» Job
Skip the pictures and extract all of the lines exactly as written.

Entries with page source code:
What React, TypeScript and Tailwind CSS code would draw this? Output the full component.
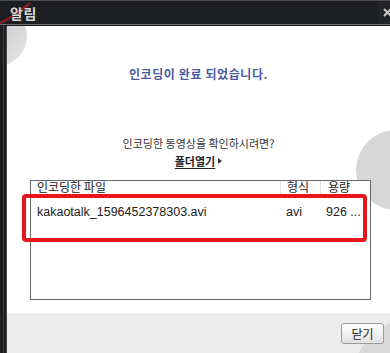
import React from "react";

const KR = { fontFamily: '"Noto Sans CJK KR", "Noto Sans", sans-serif' };
const ROW = { fontFamily: '"Liberation Sans", "Noto Sans CJK KR", sans-serif' };

export default function App() {
  return (
    <div className="w-[390px] h-[353px] relative overflow-hidden bg-[#1d1e21] flex flex-col" style={KR}>
      {/* title bar */}
      <div className="h-[24px] border-t border-[#4e4e50] relative flex items-center pl-[10px] shrink-0">
        <svg className="absolute left-0 top-0" width="40" height="26" viewBox="0 0 40 26">
          <path d="M0 22 Q 14 16 30 2" stroke="#a81d27" strokeWidth="2.5" fill="none" opacity="0.75" />
        </svg>
        <span className="relative text-[14px] font-bold text-[#d6d6d6] leading-none tracking-[0.5px]">알림</span>
        <div className="absolute right-0 top-0 w-[13px] h-[23px] bg-[#222326] flex items-center justify-end">
          <svg width="9" height="9" viewBox="0 0 9 9" className="mr-[-2px]">
            <path d="M1 1 L8 8 M8 1 L1 8" stroke="#c8c8c8" strokeWidth="2" />
          </svg>
        </div>
      </div>
      <div className="h-px bg-[#6b6b6d] shrink-0" />
      <div className="h-px bg-[#1d1e21] shrink-0" />
      {/* body */}
      <div className="flex-1 flex min-h-0">
        <div className="w-[7px] flex shrink-0">
          <div className="w-[3px]" />
          <div className="w-px bg-[#3a3b3e]" />
          <div className="w-[2px]" />
          <div className="w-px bg-[#4a4a4c]" />
        </div>
        <div className="flex-1 flex flex-col bg-white relative overflow-hidden">
          <div className="flex-1 flex flex-col relative">
            <div className="absolute left-[-40px] top-[-20px] w-[60px] h-[60px] rounded-full bg-gradient-to-br from-[#bdbdbd] to-[#e6e6e6]" />
            <div className="absolute right-[-46px] top-[104px] w-[80px] h-[80px] rounded-full bg-[#d7d7d7]" />
            <div className="relative pt-[40px] text-center text-[12px] font-bold text-[#4b5a9e] leading-[16px] tracking-[0.6px]">
              인코딩이 완료 되었습니다.
            </div>
            <div className="relative mt-[53px] text-center text-[11px] text-[#333] leading-[16px]">
              인코딩한 동영상을 확인하시려면?
            </div>
            <div className="relative mt-[2px] flex justify-center items-center gap-[3px] leading-[16px]">
              <span className="text-[11px] font-bold text-[#222] underline underline-offset-2">폴더열기</span>
              <svg width="4" height="6" viewBox="0 0 4 6"><path d="M0 0 L4 3 L0 6 Z" fill="#333" /></svg>
            </div>
            <div className="relative mt-[11px] ml-[23px] w-[341px] h-[120px] border border-[#666] bg-white overflow-hidden">
              <div className="h-[16px] grid grid-cols-[249px_40px_1fr] text-[12px] text-[#222] leading-[16px]">
                <div className="pl-[6px] -mt-[2px]">인코딩한 파일</div>
                <div className="pl-[6px] -mt-[2px] border-l border-[#e2e2e2]">형식</div>
                <div className="pl-[7px] -mt-[2px] border-l border-[#e2e2e2]">용량</div>
              </div>
              <div className="h-[29px] grid grid-cols-[249px_40px_1fr] items-center text-[12.5px] text-[#222] mt-[1px]" style={ROW}>
                <div className="pl-[6px]">kakaotalk_1596452378303.avi</div>
                <div className="pl-[6px]">avi</div>
                <div className="pl-[6px]">926 ...</div>
              </div>
            </div>
          </div>
          <div className="h-[40px] bg-[#ececec] border-t border-[#f3f3f3] relative overflow-hidden flex items-center justify-end pr-[6px] shrink-0">
            <div className="absolute left-[340px] top-[0px] w-[160px] h-[160px] rounded-full bg-[#d9d9d9]" />
            <button className="relative w-[43px] h-[21px] rounded-[3px] border border-[#9a9a9a] bg-gradient-to-b from-white to-[#e2e2e2] text-[12px] text-[#222] leading-none">
              닫기
            </button>
          </div>
        </div>
      </div>
      {/* annotation */}
      <div className="absolute left-[22px] top-[194px] w-[345px] h-[48px] border-4 border-[#e8151c] rounded-[4px]" />
    </div>
  );
}
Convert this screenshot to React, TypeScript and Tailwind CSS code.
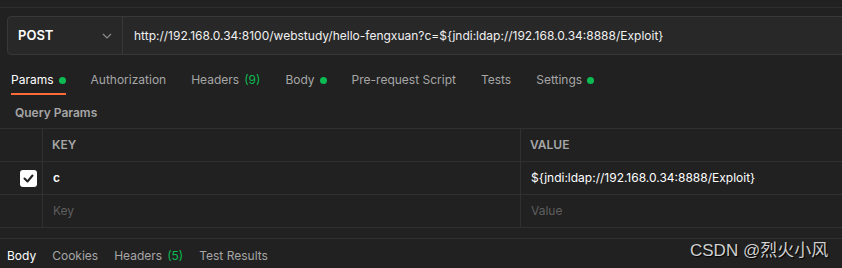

» Problem solution
What React, TypeScript and Tailwind CSS code would draw this? Output the full component.
import React from "react";

const KR = { fontFamily: '"Noto Sans CJK KR", "Noto Sans", sans-serif' };
const ROW = { fontFamily: '"Liberation Sans", "Noto Sans CJK KR", sans-serif' };

export default function App() {
  return (
    <div className="w-[390px] h-[353px] relative overflow-hidden bg-[#1d1e21] flex flex-col" style={KR}>
      {/* title bar */}
      <div className="h-[24px] border-t border-[#4e4e50] relative flex items-center pl-[10px] shrink-0">
        <svg className="absolute left-0 top-0" width="40" height="26" viewBox="0 0 40 26">
          <path d="M0 22 Q 14 16 30 2" stroke="#a81d27" strokeWidth="2.5" fill="none" opacity="0.75" />
        </svg>
        <span className="relative text-[14px] font-bold text-[#d6d6d6] leading-none tracking-[0.5px]">알림</span>
        <div className="absolute right-0 top-0 w-[13px] h-[23px] bg-[#222326] flex items-center justify-end">
          <svg width="9" height="9" viewBox="0 0 9 9" className="mr-[-2px]">
            <path d="M1 1 L8 8 M8 1 L1 8" stroke="#c8c8c8" strokeWidth="2" />
          </svg>
        </div>
      </div>
      <div className="h-px bg-[#6b6b6d] shrink-0" />
      <div className="h-px bg-[#1d1e21] shrink-0" />
      {/* body */}
      <div className="flex-1 flex min-h-0">
        <div className="w-[7px] flex shrink-0">
          <div className="w-[3px]" />
          <div className="w-px bg-[#3a3b3e]" />
          <div className="w-[2px]" />
          <div className="w-px bg-[#4a4a4c]" />
        </div>
        <div className="flex-1 flex flex-col bg-white relative overflow-hidden">
          <div className="flex-1 flex flex-col relative">
            <div className="absolute left-[-40px] top-[-20px] w-[60px] h-[60px] rounded-full bg-gradient-to-br from-[#bdbdbd] to-[#e6e6e6]" />
            <div className="absolute right-[-46px] top-[104px] w-[80px] h-[80px] rounded-full bg-[#d7d7d7]" />
            <div className="relative pt-[40px] text-center text-[12px] font-bold text-[#4b5a9e] leading-[16px] tracking-[0.6px]">
              인코딩이 완료 되었습니다.
            </div>
            <div className="relative mt-[53px] text-center text-[11px] text-[#333] leading-[16px]">
              인코딩한 동영상을 확인하시려면?
            </div>
            <div className="relative mt-[2px] flex justify-center items-center gap-[3px] leading-[16px]">
              <span className="text-[11px] font-bold text-[#222] underline underline-offset-2">폴더열기</span>
              <svg width="4" height="6" viewBox="0 0 4 6"><path d="M0 0 L4 3 L0 6 Z" fill="#333" /></svg>
            </div>
            <div className="relative mt-[11px] ml-[23px] w-[341px] h-[120px] border border-[#666] bg-white overflow-hidden">
              <div className="h-[16px] grid grid-cols-[249px_40px_1fr] text-[12px] text-[#222] leading-[16px]">
                <div className="pl-[6px] -mt-[2px]">인코딩한 파일</div>
                <div className="pl-[6px] -mt-[2px] border-l border-[#e2e2e2]">형식</div>
                <div className="pl-[7px] -mt-[2px] border-l border-[#e2e2e2]">용량</div>
              </div>
              <div className="h-[29px] grid grid-cols-[249px_40px_1fr] items-center text-[12.5px] text-[#222] mt-[1px]" style={ROW}>
                <div className="pl-[6px]">kakaotalk_1596452378303.avi</div>
                <div className="pl-[6px]">avi</div>
                <div className="pl-[6px]">926 ...</div>
              </div>
            </div>
          </div>
          <div className="h-[40px] bg-[#ececec] border-t border-[#f3f3f3] relative overflow-hidden flex items-center justify-end pr-[6px] shrink-0">
            <div className="absolute left-[340px] top-[0px] w-[160px] h-[160px] rounded-full bg-[#d9d9d9]" />
            <button className="relative w-[43px] h-[21px] rounded-[3px] border border-[#9a9a9a] bg-gradient-to-b from-white to-[#e2e2e2] text-[12px] text-[#222] leading-none">
              닫기
            </button>
          </div>
        </div>
      </div>
      {/* annotation */}
      <div className="absolute left-[22px] top-[194px] w-[345px] h-[48px] border-4 border-[#e8151c] rounded-[4px]" />
    </div>
  );
}
Convert this screenshot to React, TypeScript and Tailwind CSS code.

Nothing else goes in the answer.